Denton's predicament, which brought Gov. William Donald Schaefer and an entourage of state officials to town, is complex. Some say problems of crime, housing and a lack of jobs affect everyone but hit blacks hardest.

Others say vestiges of racial discrimination are part of the area's Southern heritage. And perceptions vary dramatically among people of different races and generations, who don't always see the same Denton.

When it was time seven years ago for George McManus to retire, he decided to move to Denton because it reminded him of where he grew up in northern New Jersey.

"It matched a perception I was looking for," he says. "It was a kind of romantic decision to come back to a small town."

Now Mr. McManus, who holds a seat on the Town Commission, wonders if he made the right choice.

Two societies

First came the melee at a teen dance last winter. Afterward, black parents marched in the streets and demanded that Denton wake up to its racial problems.

In June, a crowd of more than 150 blacks threw rocks and bottles at police during the arrest of a 17-year-old at Riverview Gardens, a subsidized housing complex. That night someone set fire to a small building at the complex.

"It's kind of scary now," Mr. McManus says. "I think I allowed myself to believe that as a result of the civil rights movement of the '60s, that things were getting better."

At emergency public meetings called by town leaders, blacks and whites talked openly and passionately about prejudice, jobs, housing and recreation.

Mr. McManus was saddened by the picture that emerged. "Culturally, we're two different societies," he says. "We've never assimilated."

Blacks make up about one-third of the town's population of 2,977. But of the 517 residents living in poverty, more than half are black, according to 1990 U.S. census figures, the most recent available. Median household income in 1990 was $27,885 for whites, compared with $13,869 for blacks.

Some divisions between economic classes and races are obvious.

Street signs identify one portion of a road as Fifth Avenue along the stretch where wealthy families live in large turn-of-the-century houses. On the opposite side of town, where low-income families reside, the same road is designated Fifth Street.

Longtime residents say they believe the road was named, long )) before they were born, to make a distinction between neighborhoods.

Black perspectives

"The black people in this town are really critical of everything," says Denton resident Roger Scofield. "These kids don't know prejudice. They should be able to see the other side. They should ask themselves, 'What am I doing wrong?' "

James A. Perkins, who lives outside Denton but keeps an eye on what's happened in town, holds a similar view.

"The problems are not only with the whites," he says. "Blacks themselves are great contributors." The charges that Denton police are racist he blames, in part, on "outsiders" who have moved to the town and are "planting ideas in the heads of the youngsters."

He says a number of Caroline County towns have experienced big population increases in the past decade, particularly of low-income families seeking affordable housing.

"The caliber of people we have gotten is not the most desirable," he says.
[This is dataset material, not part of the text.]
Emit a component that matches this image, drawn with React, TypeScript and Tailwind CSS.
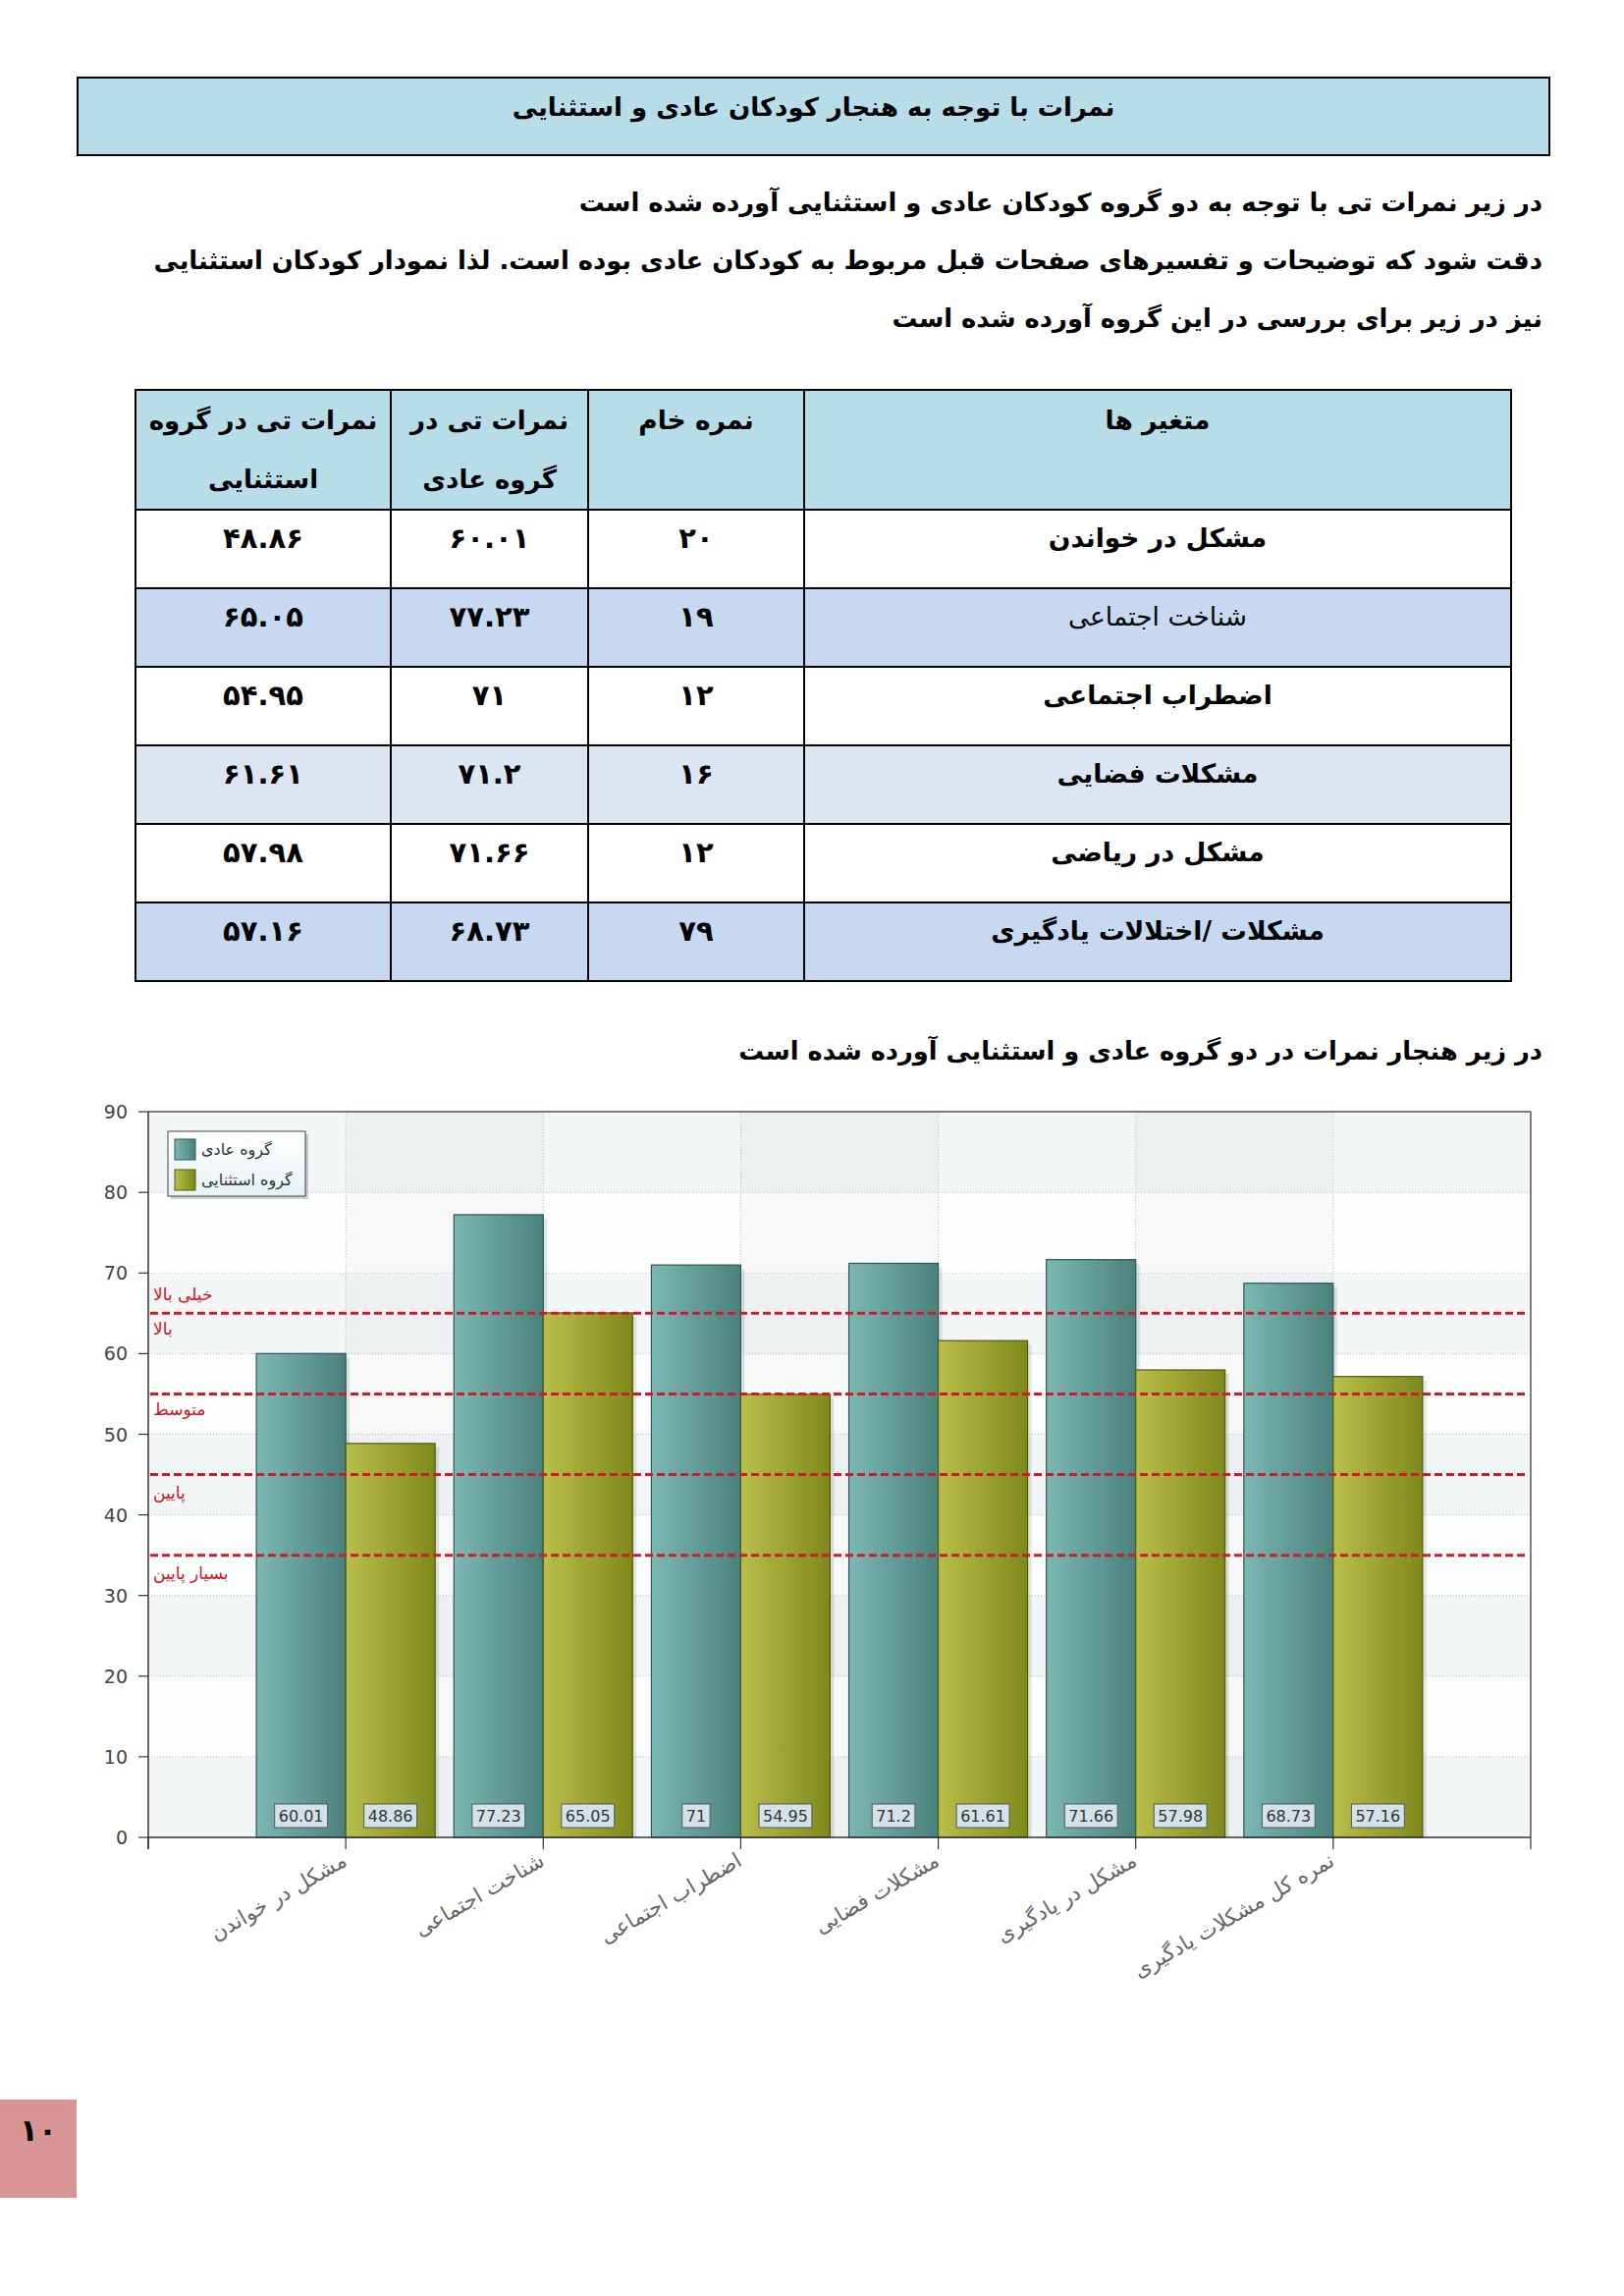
import React from 'react';

const cats = [
  { name: 'مشکل در خواندن', a: 60.01, b: 48.86 },
  { name: 'شناخت اجتماعی', a: 77.23, b: 65.05 },
  { name: 'اضطراب اجتماعی', a: 71, b: 54.95 },
  { name: 'مشکلات فضایی', a: 71.2, b: 61.61 },
  { name: 'مشکل در یادگیری', a: 71.66, b: 57.98 },
  { name: 'نمره کل مشکلات یادگیری', a: 68.73, b: 57.16 },
];

const rows = [
  { v: 'مشکل در خواندن', raw: '۲۰', n: '۶۰.۰۱', e: '۴۸.۸۶', bg: 'bg-white', bold: true },
  { v: 'شناخت اجتماعی', raw: '۱۹', n: '۷۷.۲۳', e: '۶۵.۰۵', bg: 'bg-[#c6d9f1]', bold: false },
  { v: 'اضطراب اجتماعی', raw: '۱۲', n: '۷۱', e: '۵۴.۹۵', bg: 'bg-white', bold: true },
  { v: 'مشکلات فضایی', raw: '۱۶', n: '۷۱.۲', e: '۶۱.۶۱', bg: 'bg-[#dce6f2]', bold: true },
  { v: 'مشکل در ریاضی', raw: '۱۲', n: '۷۱.۶۶', e: '۵۷.۹۸', bg: 'bg-white', bold: true },
  { v: 'مشکلات /اختلالات یادگیری', raw: '۷۹', n: '۶۸.۷۳', e: '۵۷.۱۶', bg: 'bg-[#c6d9f1]', bold: true },
];

// chart geometry, in page pixels
const X0 = 151;
const SLOT = 201.14;
const X1 = X0 + SLOT * 7;
const Y0 = 1871;
const U = 8.21;
const BAR = 91;
const yv = (v: number) => Y0 - v * U;
const fontFam = "'DejaVu Sans', sans-serif";

const levels = [
  { label: 'خیلی بالا', y: 1318 },
  { label: 'بالا', y: 1353 },
  { label: 'متوسط', y: 1435 },
  { label: 'پایین', y: 1520 },
  { label: 'بسیار پایین', y: 1602 },
];

function ValueTag({ cx, value }: { cx: number; value: number }) {
  const s = String(value);
  const digits = s.replace('.', '').length;
  const w = digits * 10.2 + (s.includes('.') ? 5.1 : 0) + 8;
  return (
    <g>
      <rect x={cx - w / 2} y={1837} width={w} height={24} fill="#d4e1e7" stroke="#4d5b5b" strokeWidth={1} />
      <text x={cx} y={1855} textAnchor="middle" fontSize={16} fill="#333" fontFamily={fontFam}>
        {s}
      </text>
    </g>
  );
}

function Chart() {
  const bands = Array.from({ length: 9 }, (_, i) => i);
  const slots = Array.from({ length: 7 }, (_, i) => i);
  return (
    <svg width={1654} height={945} viewBox="0 1095 1654 945" className="block">
      <defs>
        <linearGradient id="teal" x1="0" y1="0" x2="1" y2="0">
          <stop offset="0" stopColor="#7cb8b3" />
          <stop offset="1" stopColor="#4a817d" />
        </linearGradient>
        <linearGradient id="olive" x1="0" y1="0" x2="1" y2="0">
          <stop offset="0" stopColor="#b9bf4a" />
          <stop offset="1" stopColor="#7f881b" />
        </linearGradient>
        <linearGradient id="legendBg" x1="0" y1="0" x2="0" y2="1">
          <stop offset="0" stopColor="#ffffff" />
          <stop offset="1" stopColor="#e6f2f5" />
        </linearGradient>
      </defs>

      {/* background bands */}
      {bands.map((i) => (
        <rect
          key={'b' + i}
          x={X0}
          y={yv((i + 1) * 10)}
          width={X1 - X0}
          height={U * 10}
          fill={i % 2 === 0 ? '#f3f6f7' : '#fdfefe'}
        />
      ))}
      {slots
        .filter((i) => i % 2 === 1)
        .map((i) => (
          <rect key={'s' + i} x={X0 + i * SLOT} y={yv(90)} width={SLOT} height={U * 90} fill="rgba(0,0,0,0.025)" />
        ))}

      {/* dotted grid */}
      {bands.map((i) => (
        <line
          key={'g' + i}
          x1={X0}
          x2={X1}
          y1={yv((i + 1) * 10)}
          y2={yv((i + 1) * 10)}
          stroke="#b5b9bb"
          strokeWidth={1}
          strokeDasharray="1 2"
        />
      ))}
      {cats.map((_, i) => (
        <line
          key={'vg' + i}
          x1={X0 + (i + 1) * SLOT}
          x2={X0 + (i + 1) * SLOT}
          y1={yv(90)}
          y2={Y0}
          stroke="#b5b9bb"
          strokeWidth={1}
          strokeDasharray="1 2"
        />
      ))}

      {/* plot frame */}
      <line x1={X0} x2={X1} y1={yv(90)} y2={yv(90)} stroke="#555" strokeWidth={1.5} />
      <line x1={X1} x2={X1} y1={yv(90)} y2={Y0} stroke="#555" strokeWidth={1.5} />

      {/* bars */}
      {cats.map((c, i) => {
        const cx = X0 + (i + 1) * SLOT;
        return (
          <g key={'bar' + i}>
            <rect x={cx - BAR + 4} y={yv(c.a) + 4} width={BAR} height={Y0 - yv(c.a) - 4} fill="rgba(0,0,0,0.10)" />
            <rect x={cx + 4} y={yv(c.b) + 4} width={BAR} height={Y0 - yv(c.b) - 4} fill="rgba(0,0,0,0.10)" />
            <rect x={cx - BAR} y={yv(c.a)} width={BAR} height={Y0 - yv(c.a)} fill="url(#teal)" stroke="#2d5755" strokeWidth={1.2} />
            <rect x={cx} y={yv(c.b)} width={BAR} height={Y0 - yv(c.b)} fill="url(#olive)" stroke="#525810" strokeWidth={1.2} />
          </g>
        );
      })}

      {/* reference levels */}
      {[65, 55, 45, 35].map((v) => (
        <line key={'r' + v} x1={X0 + 2} x2={X1 - 4} y1={yv(v)} y2={yv(v)} stroke="#cc1c2c" strokeWidth={3} strokeDasharray="8 4" />
      ))}
      {levels.map((l) => (
        <text key={l.label} x={156} y={l.y} dominantBaseline="central" fontSize={17} fill="#d4111c" fontFamily={fontFam}>
          {l.label}
        </text>
      ))}

      {/* value tags */}
      {cats.map((c, i) => {
        const cx = X0 + (i + 1) * SLOT;
        return (
          <g key={'tag' + i}>
            <ValueTag cx={cx - BAR / 2} value={c.a} />
            <ValueTag cx={cx + BAR / 2} value={c.b} />
          </g>
        );
      })}

      {/* axes */}
      <line x1={X0} x2={X0} y1={yv(90)} y2={Y0 + 12} stroke="#333" strokeWidth={1.5} />
      <line x1={X0} x2={X1} y1={Y0} y2={Y0} stroke="#333" strokeWidth={1.5} />
      {Array.from({ length: 10 }, (_, i) => i * 10).map((v) => (
        <g key={'y' + v}>
          <line x1={X0 - 10} x2={X0} y1={yv(v)} y2={yv(v)} stroke="#333" strokeWidth={1.2} />
          <text x={130} y={yv(v)} dominantBaseline="central" textAnchor="end" fontSize={19} fill="#444" fontFamily={fontFam}>
            {v}
          </text>
        </g>
      ))}
      {Array.from({ length: 8 }, (_, i) => i).map((i) => (
        <line key={'xt' + i} x1={X0 + i * SLOT} x2={X0 + i * SLOT} y1={Y0} y2={Y0 + 12} stroke="#333" strokeWidth={1.2} />
      ))}
      {cats.map((c, i) => {
        const tx = X0 + (i + 1) * SLOT - 6;
        return (
          <text
            key={'xl' + i}
            transform={`translate(${tx} 1884) rotate(-30)`}
            y={17}
            textAnchor="end"
            fontSize={21.5}
            fill="#666"
            fontFamily={fontFam}
          >
            {c.name}
          </text>
        );
      })}

      {/* legend */}
      <rect x={174} y={1155} width={140} height={66} fill="rgba(0,0,0,0.18)" />
      <rect x={171} y={1152} width={140} height={66} fill="url(#legendBg)" stroke="#3a4646" strokeWidth={1} />
      <rect x={178} y={1160} width={21} height={21} fill="url(#teal)" stroke="#2d5755" strokeWidth={1} />
      <rect x={178} y={1191} width={21} height={21} fill="url(#olive)" stroke="#525810" strokeWidth={1} />
      <text x={205} y={1170} dominantBaseline="central" fontSize={16} fill="#333" fontFamily={fontFam}>
        گروه عادی
      </text>
      <text x={205} y={1201} dominantBaseline="central" fontSize={16} fill="#333" fontFamily={fontFam}>
        گروه استثنایی
      </text>
    </svg>
  );
}

export default function App() {
  return (
    <div className="relative w-[1654px] h-[2338px] overflow-hidden bg-white pt-[78px] font-['DejaVu_Sans',sans-serif] text-black">
      <div className="ml-[78px] flex h-[81px] w-[1501px] items-center justify-center border-2 border-black bg-[#b7dde8] pb-[18px]">
        <h1 dir="rtl" className="text-[26px] font-bold">
          نمرات با توجه به هنجار کودکان عادی و استثنایی
        </h1>
      </div>

      <div dir="rtl" className="mt-[18px] pr-[83px] text-[25.8px] font-bold leading-[59px]">
        <p className="whitespace-nowrap">در زیر نمرات تی با توجه به دو گروه کودکان عادی و استثنایی آورده شده است</p>
        <p className="whitespace-nowrap">
          دقت شود که توضیحات و تفسیرهای صفحات قبل مربوط به کودکان عادی بوده است. لذا نمودار کودکان استثنایی
        </p>
        <p className="whitespace-nowrap">نیز در زیر برای بررسی در این گروه آورده شده است</p>
      </div>

      <table dir="rtl" className="mt-[42px] ml-[137px] w-[1401px] table-fixed border-collapse text-[26.5px] font-bold">
        <colgroup>
          <col className="w-[720px]" />
          <col className="w-[220px]" />
          <col className="w-[201px]" />
          <col className="w-[260px]" />
        </colgroup>
        <thead>
          <tr className="h-[119px] bg-[#b7dde8]">
            <th className="border-2 border-black align-top leading-[60px]">متغیر ها</th>
            <th className="border-2 border-black align-top leading-[60px]">نمره خام</th>
            <th className="border-2 border-black align-top text-[26px] leading-[60px]">
              نمرات تی در
              <br />
              گروه عادی
            </th>
            <th className="border-2 border-black align-top text-[26px] leading-[60px]">
              نمرات تی در گروه
              <br />
              استثنایی
            </th>
          </tr>
        </thead>
        <tbody>
          {rows.map((r) => (
            <tr key={r.v} className={`h-[80px] ${r.bg}`}>
              <td className={`border-2 border-black pt-[8px] text-center align-top leading-[40px] ${r.bold ? '' : 'font-normal'}`}>
                {r.v}
              </td>
              <td className="border-2 border-black pt-[8px] text-center align-top text-[29px] leading-[40px]">{r.raw}</td>
              <td className="border-2 border-black pt-[8px] text-center align-top text-[29px] leading-[40px]">{r.n}</td>
              <td className="border-2 border-black pt-[8px] text-center align-top text-[29px] leading-[40px]">{r.e}</td>
            </tr>
          ))}
        </tbody>
      </table>

      <p dir="rtl" className="mt-[45px] pr-[83px] text-[25.7px] font-bold leading-[50px] whitespace-nowrap">
        در زیر هنجار نمرات در دو گروه عادی و استثنایی آورده شده است
      </p>

      <Chart />

      <div className="mt-[98px] flex h-[100px] w-[78px] justify-center bg-[#d99594] pt-[16px] text-[31px] font-bold leading-none">
        ۱۰
      </div>
    </div>
  );
}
Who are Mr. Scofield and Mr. Perkins? Wealthy whites who never knew hardship or discrimination?

Hardly. Mr. Scofield, 66, was the first black on the Denton police force allowed to patrol white neighborhoods. That was in 1961. ++ He rose to police chief in 1977 and held the post 10 years until retirement.

Mr. Perkins, 66, is a retired Cooperative Extension Service employee who is president of the county chapter of the National Association for the Advancement of Colored People.